No pictures go into the copy. Write out exactly the lines below from the one containing "Emit a component" through the one containing "const [selected, setSelected]".

* Begin *

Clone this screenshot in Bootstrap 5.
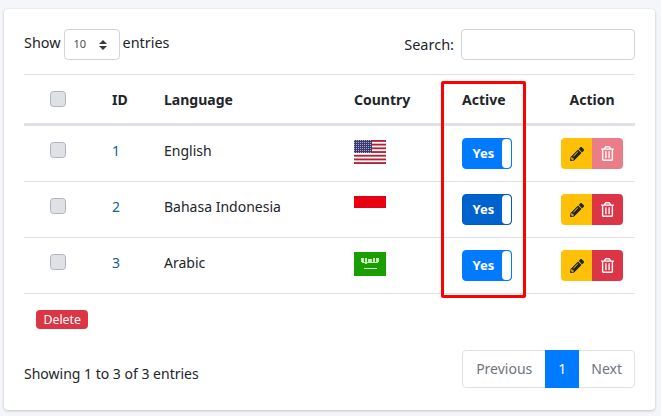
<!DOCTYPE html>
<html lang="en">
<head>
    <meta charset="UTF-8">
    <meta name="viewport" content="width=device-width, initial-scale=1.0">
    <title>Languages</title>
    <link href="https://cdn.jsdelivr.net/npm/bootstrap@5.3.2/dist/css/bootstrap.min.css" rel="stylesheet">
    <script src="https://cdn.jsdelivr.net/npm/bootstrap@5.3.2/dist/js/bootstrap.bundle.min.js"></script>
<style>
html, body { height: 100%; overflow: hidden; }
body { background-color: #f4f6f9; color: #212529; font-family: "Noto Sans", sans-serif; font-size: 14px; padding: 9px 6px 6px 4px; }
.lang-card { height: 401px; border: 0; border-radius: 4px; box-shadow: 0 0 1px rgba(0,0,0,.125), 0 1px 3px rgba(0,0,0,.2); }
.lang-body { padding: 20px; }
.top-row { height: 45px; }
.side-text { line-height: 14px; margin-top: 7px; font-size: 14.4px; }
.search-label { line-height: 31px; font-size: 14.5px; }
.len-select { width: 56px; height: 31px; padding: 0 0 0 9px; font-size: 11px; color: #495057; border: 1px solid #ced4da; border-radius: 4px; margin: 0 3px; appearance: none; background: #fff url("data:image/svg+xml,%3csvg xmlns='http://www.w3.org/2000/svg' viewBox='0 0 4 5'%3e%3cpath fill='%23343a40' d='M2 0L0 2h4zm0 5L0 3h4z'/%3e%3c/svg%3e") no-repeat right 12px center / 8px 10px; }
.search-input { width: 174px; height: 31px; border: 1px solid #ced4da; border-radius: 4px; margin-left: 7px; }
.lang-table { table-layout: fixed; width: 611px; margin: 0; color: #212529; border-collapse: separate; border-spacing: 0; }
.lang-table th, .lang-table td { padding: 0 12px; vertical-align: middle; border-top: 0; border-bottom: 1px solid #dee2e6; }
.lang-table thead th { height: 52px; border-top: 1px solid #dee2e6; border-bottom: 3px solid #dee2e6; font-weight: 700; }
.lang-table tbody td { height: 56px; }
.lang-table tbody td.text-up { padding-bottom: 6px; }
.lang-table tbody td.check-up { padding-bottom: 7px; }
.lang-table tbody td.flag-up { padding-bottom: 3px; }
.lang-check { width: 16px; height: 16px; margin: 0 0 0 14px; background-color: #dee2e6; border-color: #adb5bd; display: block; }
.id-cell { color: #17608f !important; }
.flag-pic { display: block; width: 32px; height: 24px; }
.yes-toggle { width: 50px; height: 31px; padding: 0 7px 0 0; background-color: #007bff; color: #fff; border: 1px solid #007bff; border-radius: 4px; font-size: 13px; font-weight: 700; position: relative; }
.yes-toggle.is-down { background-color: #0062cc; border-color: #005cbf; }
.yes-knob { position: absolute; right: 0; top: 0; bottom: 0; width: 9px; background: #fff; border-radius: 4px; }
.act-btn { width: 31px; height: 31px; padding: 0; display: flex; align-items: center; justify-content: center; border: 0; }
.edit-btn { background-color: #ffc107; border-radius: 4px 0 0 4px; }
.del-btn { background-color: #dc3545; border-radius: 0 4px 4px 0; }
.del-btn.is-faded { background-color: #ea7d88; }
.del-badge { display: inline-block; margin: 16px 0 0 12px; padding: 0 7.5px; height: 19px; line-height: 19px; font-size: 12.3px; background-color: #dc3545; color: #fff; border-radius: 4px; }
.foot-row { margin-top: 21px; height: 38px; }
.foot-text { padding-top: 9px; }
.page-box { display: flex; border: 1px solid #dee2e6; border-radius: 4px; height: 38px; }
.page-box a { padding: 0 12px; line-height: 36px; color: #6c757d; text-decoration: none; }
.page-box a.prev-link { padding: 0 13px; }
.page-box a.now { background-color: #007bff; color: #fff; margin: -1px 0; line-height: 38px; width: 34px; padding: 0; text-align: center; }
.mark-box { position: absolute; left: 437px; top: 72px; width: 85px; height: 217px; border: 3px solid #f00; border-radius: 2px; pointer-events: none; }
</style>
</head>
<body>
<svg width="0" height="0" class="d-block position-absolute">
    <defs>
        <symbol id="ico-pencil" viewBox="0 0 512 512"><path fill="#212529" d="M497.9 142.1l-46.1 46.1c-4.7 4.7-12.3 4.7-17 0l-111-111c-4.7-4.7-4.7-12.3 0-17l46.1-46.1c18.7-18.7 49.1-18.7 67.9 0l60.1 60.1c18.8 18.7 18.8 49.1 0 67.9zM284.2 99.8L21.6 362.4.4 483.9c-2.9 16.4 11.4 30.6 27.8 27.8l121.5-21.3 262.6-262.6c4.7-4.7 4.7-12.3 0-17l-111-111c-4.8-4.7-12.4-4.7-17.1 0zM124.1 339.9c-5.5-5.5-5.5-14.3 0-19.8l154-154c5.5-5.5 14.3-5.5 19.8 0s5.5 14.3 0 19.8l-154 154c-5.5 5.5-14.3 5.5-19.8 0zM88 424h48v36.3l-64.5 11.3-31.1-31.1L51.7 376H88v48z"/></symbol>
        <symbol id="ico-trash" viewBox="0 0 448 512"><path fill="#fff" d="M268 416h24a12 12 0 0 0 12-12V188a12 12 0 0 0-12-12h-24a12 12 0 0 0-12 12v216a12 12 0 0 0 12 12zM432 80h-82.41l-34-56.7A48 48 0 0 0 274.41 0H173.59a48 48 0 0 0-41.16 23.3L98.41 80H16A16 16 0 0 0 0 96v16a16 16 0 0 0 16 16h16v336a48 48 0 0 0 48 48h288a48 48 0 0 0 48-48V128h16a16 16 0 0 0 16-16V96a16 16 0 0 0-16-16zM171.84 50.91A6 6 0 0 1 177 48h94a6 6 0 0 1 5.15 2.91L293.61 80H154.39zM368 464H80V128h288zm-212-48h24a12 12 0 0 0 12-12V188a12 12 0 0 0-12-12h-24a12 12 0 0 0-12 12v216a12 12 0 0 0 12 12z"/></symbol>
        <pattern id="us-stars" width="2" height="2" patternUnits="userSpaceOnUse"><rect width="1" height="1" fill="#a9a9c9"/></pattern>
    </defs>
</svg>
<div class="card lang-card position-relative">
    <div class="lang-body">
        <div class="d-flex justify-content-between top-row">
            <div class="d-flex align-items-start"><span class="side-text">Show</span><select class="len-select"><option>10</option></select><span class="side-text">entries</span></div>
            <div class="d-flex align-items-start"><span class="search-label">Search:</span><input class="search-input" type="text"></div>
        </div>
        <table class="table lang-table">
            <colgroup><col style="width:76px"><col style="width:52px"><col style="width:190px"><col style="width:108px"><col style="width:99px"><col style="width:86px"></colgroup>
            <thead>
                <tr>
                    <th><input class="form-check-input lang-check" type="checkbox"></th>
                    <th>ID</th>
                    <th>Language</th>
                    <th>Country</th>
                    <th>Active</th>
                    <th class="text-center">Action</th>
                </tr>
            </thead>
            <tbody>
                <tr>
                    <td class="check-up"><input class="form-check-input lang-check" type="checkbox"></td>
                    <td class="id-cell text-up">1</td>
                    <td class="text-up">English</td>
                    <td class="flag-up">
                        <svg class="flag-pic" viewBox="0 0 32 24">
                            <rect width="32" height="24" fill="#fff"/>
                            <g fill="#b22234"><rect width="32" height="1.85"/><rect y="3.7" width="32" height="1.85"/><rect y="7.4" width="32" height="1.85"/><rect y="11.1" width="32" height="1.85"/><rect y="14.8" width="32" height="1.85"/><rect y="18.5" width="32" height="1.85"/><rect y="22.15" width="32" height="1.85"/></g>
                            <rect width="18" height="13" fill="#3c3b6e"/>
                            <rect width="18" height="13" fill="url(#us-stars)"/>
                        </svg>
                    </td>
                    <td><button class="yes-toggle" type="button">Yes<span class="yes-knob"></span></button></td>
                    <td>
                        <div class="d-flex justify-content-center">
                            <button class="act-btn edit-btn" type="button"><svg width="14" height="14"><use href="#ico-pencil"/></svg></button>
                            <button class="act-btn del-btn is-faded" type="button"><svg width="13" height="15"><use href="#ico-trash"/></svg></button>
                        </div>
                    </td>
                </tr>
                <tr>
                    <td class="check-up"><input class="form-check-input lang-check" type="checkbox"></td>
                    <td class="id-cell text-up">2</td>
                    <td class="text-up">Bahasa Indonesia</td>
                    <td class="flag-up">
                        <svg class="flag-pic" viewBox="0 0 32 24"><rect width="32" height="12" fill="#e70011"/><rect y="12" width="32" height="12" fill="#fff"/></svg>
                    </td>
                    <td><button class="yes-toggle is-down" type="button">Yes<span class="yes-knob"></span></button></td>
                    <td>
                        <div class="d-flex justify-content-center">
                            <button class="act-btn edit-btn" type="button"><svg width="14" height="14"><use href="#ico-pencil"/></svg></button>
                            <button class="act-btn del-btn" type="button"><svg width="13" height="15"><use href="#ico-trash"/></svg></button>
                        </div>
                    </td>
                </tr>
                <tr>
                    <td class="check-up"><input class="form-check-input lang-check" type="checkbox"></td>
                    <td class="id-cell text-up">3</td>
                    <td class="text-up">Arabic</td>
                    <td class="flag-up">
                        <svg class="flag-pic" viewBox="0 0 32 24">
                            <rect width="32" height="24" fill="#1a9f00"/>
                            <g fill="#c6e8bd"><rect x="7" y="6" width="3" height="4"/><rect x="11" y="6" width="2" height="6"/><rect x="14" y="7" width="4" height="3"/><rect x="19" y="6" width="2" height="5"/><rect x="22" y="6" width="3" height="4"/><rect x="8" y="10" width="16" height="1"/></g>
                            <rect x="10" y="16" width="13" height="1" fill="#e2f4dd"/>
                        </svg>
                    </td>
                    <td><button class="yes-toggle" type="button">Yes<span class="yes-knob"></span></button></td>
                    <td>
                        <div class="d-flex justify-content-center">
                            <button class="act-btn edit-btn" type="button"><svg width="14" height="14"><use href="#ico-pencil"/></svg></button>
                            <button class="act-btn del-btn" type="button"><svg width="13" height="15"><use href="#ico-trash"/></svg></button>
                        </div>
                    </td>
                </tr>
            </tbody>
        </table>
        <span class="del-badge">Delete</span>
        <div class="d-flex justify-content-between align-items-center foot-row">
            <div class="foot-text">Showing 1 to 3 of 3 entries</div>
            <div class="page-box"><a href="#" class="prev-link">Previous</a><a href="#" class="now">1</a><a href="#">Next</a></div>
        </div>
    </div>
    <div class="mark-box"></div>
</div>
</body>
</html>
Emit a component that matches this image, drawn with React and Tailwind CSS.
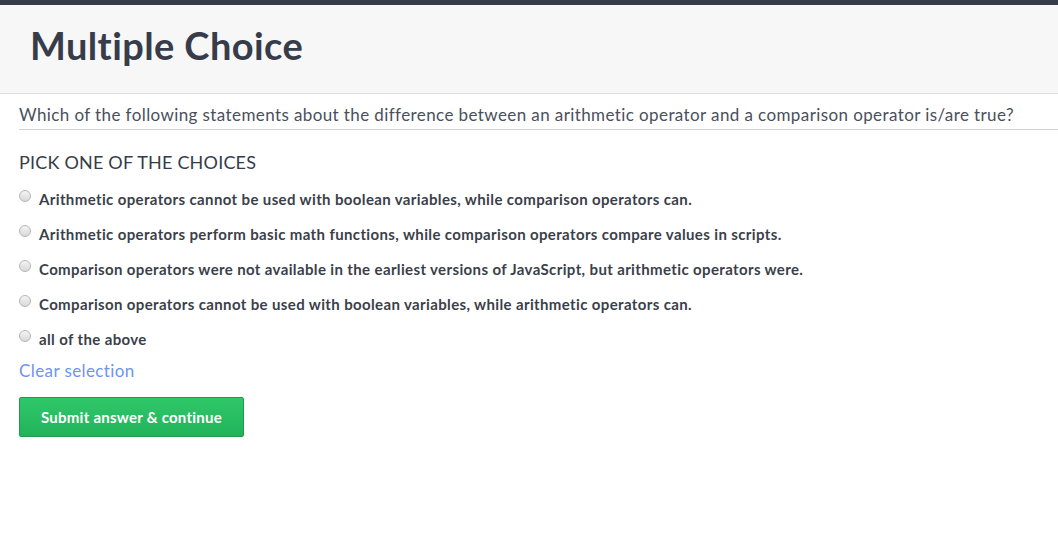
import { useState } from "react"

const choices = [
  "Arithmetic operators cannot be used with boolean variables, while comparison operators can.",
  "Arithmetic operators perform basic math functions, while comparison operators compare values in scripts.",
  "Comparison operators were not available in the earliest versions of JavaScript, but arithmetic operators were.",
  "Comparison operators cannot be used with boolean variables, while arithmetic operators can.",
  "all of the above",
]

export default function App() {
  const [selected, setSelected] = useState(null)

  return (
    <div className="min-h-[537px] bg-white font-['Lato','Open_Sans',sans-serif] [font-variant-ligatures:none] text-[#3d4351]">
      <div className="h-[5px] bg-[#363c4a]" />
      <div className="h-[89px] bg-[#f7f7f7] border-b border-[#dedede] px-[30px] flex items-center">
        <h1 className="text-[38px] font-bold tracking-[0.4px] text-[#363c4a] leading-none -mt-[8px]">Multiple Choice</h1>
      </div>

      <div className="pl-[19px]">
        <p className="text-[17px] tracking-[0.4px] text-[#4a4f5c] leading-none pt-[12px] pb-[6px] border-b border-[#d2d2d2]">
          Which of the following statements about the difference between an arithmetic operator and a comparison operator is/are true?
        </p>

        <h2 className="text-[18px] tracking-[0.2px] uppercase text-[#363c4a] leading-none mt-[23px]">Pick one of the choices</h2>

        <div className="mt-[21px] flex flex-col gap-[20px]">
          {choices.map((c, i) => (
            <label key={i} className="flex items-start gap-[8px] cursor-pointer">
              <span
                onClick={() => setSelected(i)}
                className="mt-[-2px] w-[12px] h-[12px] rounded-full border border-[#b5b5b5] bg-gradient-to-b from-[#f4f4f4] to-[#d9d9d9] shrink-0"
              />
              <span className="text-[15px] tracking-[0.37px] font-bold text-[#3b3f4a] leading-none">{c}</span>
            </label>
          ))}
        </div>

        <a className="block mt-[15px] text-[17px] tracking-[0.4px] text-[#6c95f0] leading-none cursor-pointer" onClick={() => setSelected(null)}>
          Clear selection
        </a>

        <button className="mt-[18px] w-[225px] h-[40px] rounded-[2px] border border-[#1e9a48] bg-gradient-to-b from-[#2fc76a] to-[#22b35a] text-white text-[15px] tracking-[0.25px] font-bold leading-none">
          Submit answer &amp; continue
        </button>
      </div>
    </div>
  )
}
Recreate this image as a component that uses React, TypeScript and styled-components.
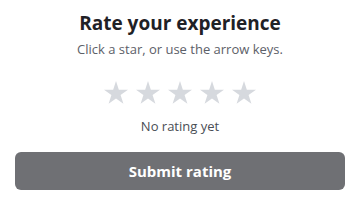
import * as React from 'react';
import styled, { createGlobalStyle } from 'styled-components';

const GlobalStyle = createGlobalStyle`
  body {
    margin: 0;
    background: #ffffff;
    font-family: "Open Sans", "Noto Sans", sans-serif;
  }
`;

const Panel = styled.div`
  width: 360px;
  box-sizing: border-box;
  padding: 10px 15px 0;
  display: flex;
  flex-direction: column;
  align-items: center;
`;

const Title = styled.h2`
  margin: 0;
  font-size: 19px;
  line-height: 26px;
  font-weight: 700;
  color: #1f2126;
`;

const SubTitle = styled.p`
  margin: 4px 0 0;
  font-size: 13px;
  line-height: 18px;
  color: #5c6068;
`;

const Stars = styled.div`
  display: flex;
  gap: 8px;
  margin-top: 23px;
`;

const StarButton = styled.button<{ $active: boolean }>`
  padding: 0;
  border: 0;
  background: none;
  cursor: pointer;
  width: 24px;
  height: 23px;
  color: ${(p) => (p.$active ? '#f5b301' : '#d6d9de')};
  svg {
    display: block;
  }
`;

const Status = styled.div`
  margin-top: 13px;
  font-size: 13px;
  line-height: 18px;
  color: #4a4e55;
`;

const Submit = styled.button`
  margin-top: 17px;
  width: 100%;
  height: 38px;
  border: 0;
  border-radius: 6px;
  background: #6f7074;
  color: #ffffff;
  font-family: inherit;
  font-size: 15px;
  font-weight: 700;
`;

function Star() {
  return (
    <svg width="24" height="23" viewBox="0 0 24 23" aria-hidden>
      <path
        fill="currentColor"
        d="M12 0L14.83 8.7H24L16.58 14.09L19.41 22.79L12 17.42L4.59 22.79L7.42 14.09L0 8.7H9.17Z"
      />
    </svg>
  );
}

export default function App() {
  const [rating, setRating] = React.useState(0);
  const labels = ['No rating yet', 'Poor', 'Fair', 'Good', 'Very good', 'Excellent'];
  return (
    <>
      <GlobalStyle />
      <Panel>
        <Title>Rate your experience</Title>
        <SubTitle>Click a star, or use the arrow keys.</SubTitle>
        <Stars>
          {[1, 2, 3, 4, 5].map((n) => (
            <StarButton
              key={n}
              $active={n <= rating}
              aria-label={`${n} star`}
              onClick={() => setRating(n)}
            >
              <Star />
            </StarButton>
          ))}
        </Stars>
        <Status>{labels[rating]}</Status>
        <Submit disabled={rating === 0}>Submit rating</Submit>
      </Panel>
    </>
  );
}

* End *

## IN RESPONSE
Emit a component that matches this image, drawn with React and Tailwind CSS.
import { useState } from "react"

const choices = [
  "Arithmetic operators cannot be used with boolean variables, while comparison operators can.",
  "Arithmetic operators perform basic math functions, while comparison operators compare values in scripts.",
  "Comparison operators were not available in the earliest versions of JavaScript, but arithmetic operators were.",
  "Comparison operators cannot be used with boolean variables, while arithmetic operators can.",
  "all of the above",
]

export default function App() {
  const [selected, setSelected] = useState(null)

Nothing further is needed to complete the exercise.